The Reserve Bank of India (RBI) on Friday kept interest rates on hold while assuring to maintain support for reflating the economy by ensuring ample liquidity to manage the government's near-record borrowing.
The six-member Monetary Policy Committee (MPC) voted to continue with the accommodative stance as long as it is necessary to revive growth and mitigate the impact of Covid-19 on the economy while ensuring that inflation remains within the target, Governor Shaktikanta Das said.
While the Union Budget 2021 laid down an expansive fiscal strategy over the medium term to strengthen the growth engine in the economy, the RBI affirmed its support to such a plan through appropriate monetary tools.
To absorb higher government borrowings, the central bank provided retail investors a direct option to invest in government securities.

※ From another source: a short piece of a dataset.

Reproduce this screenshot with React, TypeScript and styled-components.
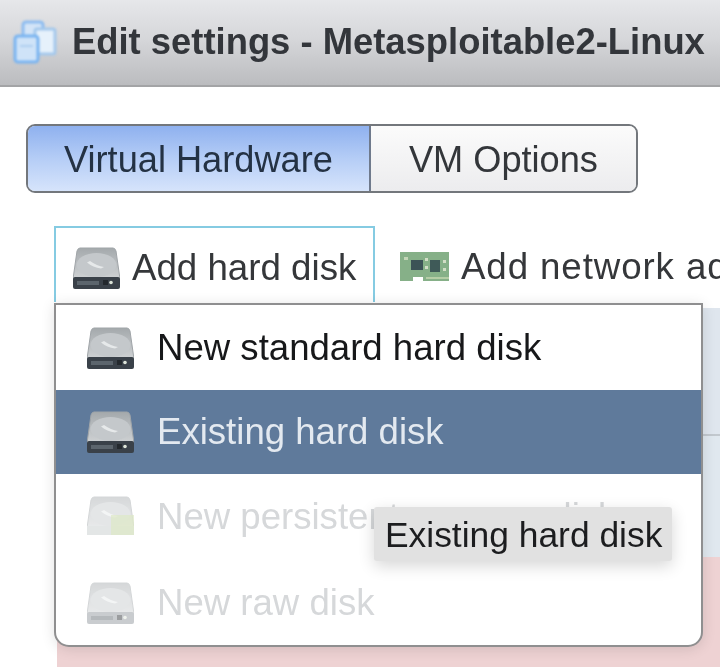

It also sapped some fund from banks by raising the Cash Reserve Ratio (CRR) and use the money for more targeted market operations.
The MPC, which cut borrowing costs by 115 basis points last year, kept the repurchase or repo rate unchanged at 4 per cent. Consequently, the reverse repo rate will also continue to earn 3.35 per cent for banks for their deposits kept with the RBI.
This is the fourth consecutive bi-monthly policy review to keep rates unchanged since they hit the pause mode in mid-2020 over inflation worries.
Das said all the six members of MPC were unanimous in their decision to keep rates on hold.
With green shoots of recovery clearly visible, the RBI pegged GDP growth in the fiscal year beginning April 1, 2021 at 10.5 per cent, a tad lower than 11 per cent predicted by the government's Economic Survey last week.
The growth compares to an estimated 7.7 per cent contraction in the economy during the current fiscal ending March 31.
The outlook on growth, he said, has improved significantly with positive growth impulses becoming more broad-based and the rollout of the vaccination programme in the country auguring well for the end of the pandemic.
The economy had contracted by 23.9 per cent in the April-June period of last year and by 7.5 per cent in the following three months.
"... going forward, the Indian economy is poised to move in only one direction and that is upwards," Das said while unveiling the bi-monthly monetary policy.
On the prices front, the RBI kept retail inflation target at 5.2 per cent for March 2021 and 4.3 per cent in December 2021.
Das announced the restoration of CRR -- the amount of deposits lenders must set aside as reserves -- to 3.5 per cent in March and 4 per cent in May.
The cash returning to the central bank can be used by it for open market operations and other liquidity measures.
The developmental measures announced by the RBI included the inclusion of NBFCs in the on tap TLTRO scheme, the incentive to banks to lend to new MSME borrowers through a lower CRR requirement and the further deferment of capital conservation buffer.
The RBI governor said the economy's growth outlook had improved and that inflation was expected to remain less than the central bank's upper target of 6 per cent over the next few quarters.
"Given that inflation has returned within the tolerance band, the MPC judged that the need of the hour is to continue to support growth, assuage the impact of Covid-19 and return the economy to a higher growth trajectory," he said. "The RBI stands committed to ensure the availability of ample liquidity in the system and thereby foster congenial financial conditions for the recovery to gain traction."
The 27th meeting of the rate-setting MPC with three external members -- Ashima Goyal, Jayanth R Varma and Shashanka Bhide -- began on February 3.
This is the first meeting of the panel after the Budget 2021-22 earlier this week projected a nominal GDP growth rate of 14.5 per cent and fiscal deficit of 6.8 per cent for the financial year beginning April 1, 2021.
The MPC has been given the mandate to maintain annual inflation at 4 per cent until March 31, 2021, with an upper tolerance of 6 per cent and lower tolerance of 2 per cent.
On inflation, Das said it has eased below the upper tolerance level of 6 per cent for the first time during the Covid-19 period.
"Going ahead, factors that could shape the food inflation trajectory in coming months, including the likely bumper kharif harvest arrivals in markets, rising prospects of a good rabi crop, larger winter supplies of key vegetables and softer poultry demand on fears of avian flu are all indicative of a stable near-term outlook," he said.
As far as gross market borrowing of Rs 12 lakh crore in 2021-22 is concerned, he said the Reserve Bank, as the government's debt manager and banker, will ensure the orderly completion of the programme in a non-disruptive manner.
"In this context, we look forward to the continuance of the common understanding and cooperative approach between market players and the RBI during 2021-22 also," he said.
The RBI has also decided to defer the implementation of the last tranche of the Capital Conservation Buffer (CCB) of 0.625 per cent and also defer the implementation of Net Stable Funding Ratio (NSFR) by another six months from April 1 to October 1, 2021.